To get valid drawdown data, the flowing WHP has to be 2.2 times the line pressure to ensure critical flow through the choke. If the well is "riding the line," the drawdown data will not be isolated from downstream disturbances, and therefore may not be valid. To summarize, if the flowing tubing pressures are 2.2 times greater than the line pressure, do a buildup followed by a drawdown. In this fashion, P* can be calculated from the buildup, and skin, permeability and boundaries can be calculated from the drawdown. This is the most reliable method to get accurate quantitative analysis on wells that may exhibit reinjection effects.
The third recommendation is to do a two-rate test. These tests should yield some general numbers for skin and permeability, but usually provide less reliable quantitative results. To perform the test, put gauges in or on the well and record flowing pressures at a given choke size. After the choke is reduced, a pseudo-buildup can be recorded and analyzed using effective rates and a few other mathematical shenanigans related to superposition theory. These tests should be attempted only if it is impossible to get valid drawdown data.
Finally, if boundaries aren't hit before reinjection has finished, just ignore the section of data that isn't valid and analyze the portion of the data that is.
Be careful
Many strange things that go on during well tests show up in surface and downhole gauge data. Some of them happen in the wellbore; some happen in the reservoir.
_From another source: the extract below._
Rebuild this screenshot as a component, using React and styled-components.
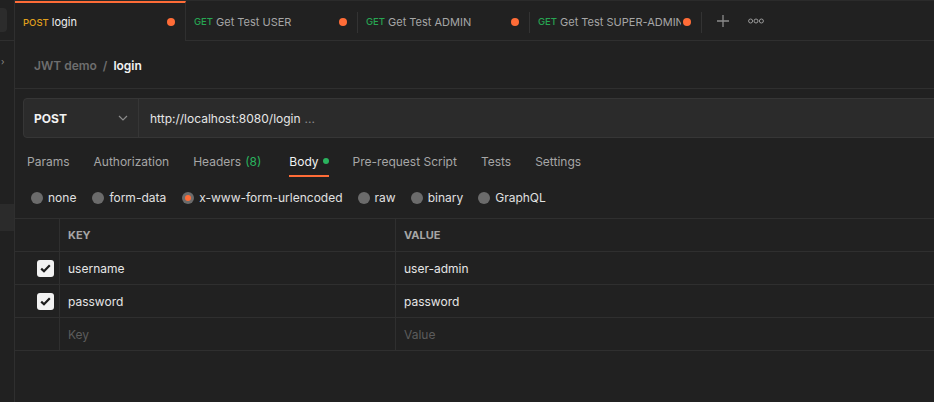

An understanding of fluid behavior in both places is critical for accurate well test analysis. In gas condensate reservoirs, liquid fallback and reinjection poses significant problems to test design and interpretation. It is easier to design a test program to get the results needed from the test. If the reservoir pressure is below the dew point, liquid fallback and reinjection is going to happen. Expect it; don't assume everything observed in the surface or downhole gauge data actually happened in the reservoir.